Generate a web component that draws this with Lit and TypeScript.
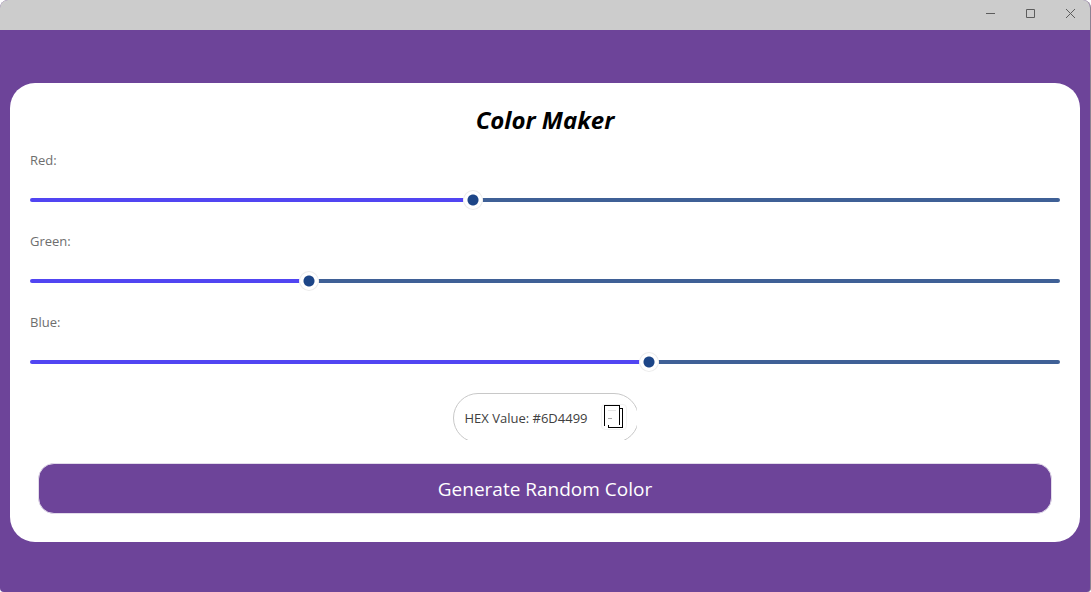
import { LitElement, html, css } from "lit";
import { customElement, property, state } from "lit/decorators.js";

@customElement("window-bar")
class WindowBar extends LitElement {
  static styles = css`
    :host {
      display: flex;
      justify-content: flex-end;
      height: 30px;
      background: #cccccc;
    }
    .control {
      width: 40px;
      height: 27px;
      padding: 0;
      border: 0;
      background: none;
      display: grid;
      place-items: center;
    }
    svg {
      width: 11px;
      height: 11px;
      fill: none;
      stroke: #5c5c5c;
    }
  `;

  render() {
    return html`
      <button class="control" aria-label="Minimize">
        <svg viewBox="0 0 11 11"><path d="M1 5.5H10" /></svg>
      </button>
      <button class="control" aria-label="Maximize">
        <svg viewBox="0 0 11 11"><path d="M1.5 1.5H9.5V9.5H1.5Z" /></svg>
      </button>
      <button class="control" aria-label="Close">
        <svg viewBox="0 0 11 11"><path d="M1 1L10 10M10 1L1 10" /></svg>
      </button>
    `;
  }
}

@customElement("color-slider")
class ColorSlider extends LitElement {
  @property() label = "";
  @property({ type: Number }) value = 0;

  static styles = css`
    :host {
      display: flex;
      flex-direction: column;
      gap: 14px;
    }
    label {
      font-size: 13px;
      line-height: 20px;
      color: #6e6e6e;
    }
    input {
      appearance: none;
      width: 100%;
      height: 32px;
      margin: 0;
      background: none;
    }
    input::-webkit-slider-runnable-track {
      height: 4px;
      border-radius: 2px;
      background: linear-gradient(
        to right,
        #5145f2 var(--fill),
        #3f6096 var(--fill)
      );
    }
    input::-webkit-slider-thumb {
      appearance: none;
      width: 20px;
      height: 20px;
      margin-top: -8px;
      border-radius: 50%;
      background: radial-gradient(circle, #1c4587 5px, #ffffff 6px);
      box-shadow: inset 0 0 0 1px #ececec;
    }
  `;

  private onInput(e: Event) {
    this.value = Number((e.target as HTMLInputElement).value);
    this.dispatchEvent(new CustomEvent("level", { detail: this.value }));
  }

  render() {
    return html`
      <label for="level">${this.label}:</label>
      <input
        id="level"
        type="range"
        min="0"
        max="255"
        step="any"
        .value=${String(this.value)}
        style="--fill: ${(this.value / 255) * 100}%"
        @input=${this.onInput}
      />
    `;
  }
}

@customElement("app-root")
class AppRoot extends LitElement {
  @state() private levels = [109.3, 68, 153.8];

  static styles = css`
    :host {
      display: flex;
      flex-direction: column;
      min-height: 100vh;
      box-sizing: border-box;
      border-right: 1px solid #8d8292;
      border-radius: 8px 8px 4px 4px;
      overflow: hidden;
      background: #6d4499;
      font-family: "Open Sans", "Noto Sans", sans-serif;
    }
    main {
      flex: 1;
      display: flex;
      flex-direction: column;
      justify-content: center;
      padding: 2px 10px 0;
    }
    .card {
      display: flex;
      flex-direction: column;
      gap: 15px;
      padding: 20px 20px 28px;
      border-radius: 25px;
      background: #ffffff;
    }
    h1 {
      margin: 0;
      padding-top: 2px;
      font-size: 24px;
      line-height: 30px;
      font-style: italic;
      font-weight: 700;
      text-align: center;
      color: #000000;
    }
    .hex {
      align-self: center;
      height: 47px;
      overflow: hidden;
    }
    .pill {
      display: flex;
      align-items: center;
      gap: 13px;
      height: 50px;
      box-sizing: border-box;
      margin-right: -2px;
      padding: 0 11px 0 10px;
      border: 1px solid #c8c8c8;
      border-radius: 25px;
      font-size: 13px;
      color: #404040;
    }
    .copy {
      width: 26px;
      height: 26px;
      margin: 0 0 2px;
      padding: 0;
      border: 1px solid #f2f2f2;
      border-radius: 4px;
      background: #ffffff;
      display: grid;
      place-items: center;
    }
    .copy svg {
      width: 24px;
      height: 24px;
      fill: none;
    }
    .generate {
      height: 51px;
      margin: 8px 8px 0;
      padding: 2px 0 0;
      border: 1px solid #e2dbea;
      border-radius: 16px;
      background: #6d4499;
      color: #ffffff;
      font-family: inherit;
      font-size: 19px;
    }
  `;

  private get hex() {
    return (
      "#" +
      this.levels
        .map((n) => Math.floor(n).toString(16).padStart(2, "0"))
        .join("")
        .toUpperCase()
    );
  }

  private setLevel(index: number, value: number) {
    this.levels = this.levels.map((n, i) => (i === index ? value : n));
  }

  private randomize() {
    this.levels = this.levels.map(() => Math.random() * 255);
  }

  render() {
    return html`
      <window-bar></window-bar>
      <main>
        <section class="card">
          <h1>Color Maker</h1>
          ${["Red", "Green", "Blue"].map(
            (name, i) => html`
              <color-slider
                label=${name}
                .value=${this.levels[i]}
                @level=${(e: CustomEvent) => this.setLevel(i, e.detail)}
              ></color-slider>
            `
          )}
          <div class="hex">
            <div class="pill">
              <span>HEX Value: ${this.hex}</span>
              <button
                class="copy"
                aria-label="Copy"
                @click=${() => navigator.clipboard?.writeText(this.hex)}
              >
                <svg viewBox="0 0 24 24" shape-rendering="crispEdges">
                  <path
                    d="M2.5 21V0.5H17.5V20M18 3.5H20.5V22.5H6.5V20"
                    stroke="#000000"
                  />
                  <path d="M6 5.5H14" stroke="#e4e4e4" />
                  <path d="M6 13.5H10" stroke="#a8a8a8" />
                </svg>
              </button>
            </div>
          </div>
          <button class="generate" @click=${this.randomize}>
            Generate Random Color
          </button>
        </section>
      </main>
    `;
  }
}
----
Only the lines from the start of the material through the line containing "customElement, property, state" should be transcribed. Pictures stay out.

== Exercise output ==
Generate a web component that draws this with Lit and TypeScript.
import { LitElement, html, css } from "lit";
import { customElement, property, state } from "lit/decorators.js";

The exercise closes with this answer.